Wednesday, November 19, 2014

Easy To Forget......

As a mom it is natural to go through a roller coaster of emotions and moods.  You asked to do things right now by kids and your husband.  You need to go potty but first you need to feed the baby, get lunch ready for the kids, you need to make a phone call.....pretty soon your cranky and yelling at everyone and have no idea why.  That's when you look at the clock see it is 4:30 you still haven't gone potty and realized the only thing that you have  for lunch is the last 3 bites of sandwich your child let of their plate and the 4 carrot sticks and a quick drink of water.

You look around your house and think "so what did I get done today?"  You see piles of dirty clothes that you were going to wash, Overflowing garbage, Breakfast bowls still in the sink.........

Than comes bedtime and you remind yourself my kids are alive and giggling...you did something right today.

As I sit here after a day that started out strong and slowly went to a less productive day, rocking my 10 month old to sleep early because the only nap she got was this morning for about 1 hour... Listening to her breath I forget how blessed my life is, what a blessing my kids are to me, how much I love them.  I forget that all they want it mom time, snuggle time, to be loved and noticed...

Motherhood is not easy there are days I say to myself...if only I did not have kids, if only they were older.....if only........but than I am gently reminded that these are the God days.  When The baby giggles at her older sisters, the joy I feel from knowing my kids all love each other, the joy I feel when my older kids help out people without being asked....

It is easy to forget that I am one blessed mom and wife with a wonderful family....

Tuesday, November 4, 2014

WHAT DO YOU DO WHEN YOU CAN'T SLEEP?

So I am at that point in the pregnancy now that my heart burn is horrible, I get up about 1,000 times a night to pee, I can't get comfortable when I sleep......so here I am the second night in a row with insomnia.

It does not help either that my mind has decided to start fretting about EVERYTHING.  No really I mean everything.

Is this baby going to have a cleft palate?
How can we afford another one?
Are we ever going to get out of debt?
Am I a good mom?
How can I teach my children to be neater/cleaner?
Will I ever become organized?
Should I stop blogging?
I am too much of a negative person?
Why has Jeff stuck with me this long?
Am I really beautiful to him or does he say that to make me feel good?
Will I ever be under 200 pounds again?
How do my friends have the confidence to sell their crafts but I don't?
Could I sell what I make and help pay bills?
Do I need to find a job?
I need to learn to cook..
Should I start menu planning?

So I think you get the idea.  When my mind starts thinking like this I get super duper mad at Jeff because he is laying next to me snoring, sweating, drooling, dreaming.  ME I am flipping and flopping wishing to go back to sleep.

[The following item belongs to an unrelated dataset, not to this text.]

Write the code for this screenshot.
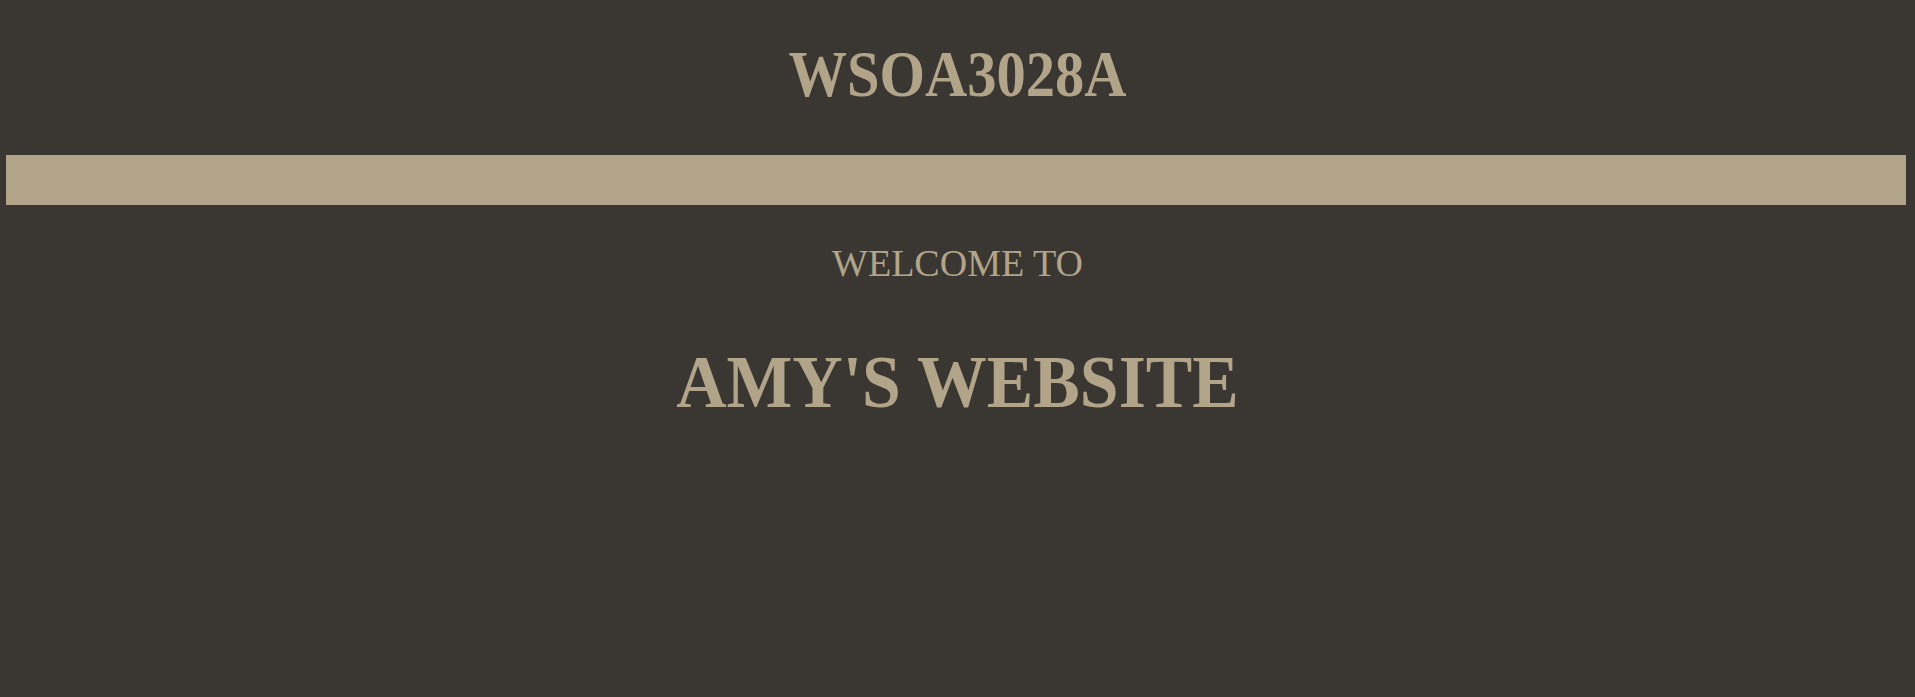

So tonight instead of laying there I decided to get up.  However I cannot do much because I do not want to wake up the family. I would love to turn on a movie and sew, but my sewing machine is in our loft right between our bedroom and the girls bedroom and if I shut doors the rooms get super hot or I end up waking up one of the kids or Jeff will ask me what is wrong and tell me to go back to bed.

One of my biggest eye sores in my house is my desk.  I have stacks of papers, bills, things to scan, boxes of stuff stacked next to it.  So here I sit, working on simplifying my e-mail in box, scanning receipts, bills etc, sorting out bills, and generally working on my desk.

So when the sandman decides your done sleeping at 3 in the morning.  What do you do?

Sunday, November 2, 2014

Time Fly's

NOTICING A TREND.....
I like to be late with posting my ORT

http://itsdaffycat.blogspot.com/2013/12/the-totally-useless-stitch-long-2014.html

So once again, I am late. 
I have been doing a lot of.....well......Not sure what I have been doing a lot of lately other than getting my kids on and off the school bus, changing poopy diapers, running errands and being pregnant.  

I am way behind on stitchings and quilt projects, but what is new.

My baby is 10 months old and I still have her birth announcement to finish.  I have not even started looking for a new birth announcement for my baby that will be born in about 9 weeks.  Little lone an awesome idea for Christmas for my in-laws.

All well some progress is better than nothing.....so even though I am late here is my jar.....



This is more from sewing and finishing up a started sewing projects than it is from stitching.
But it does show progress that I my Ph.D's (Projects half done) are getting done.


So I guess like always it is better late than never and I hope that I am not penalized......Tee Hee.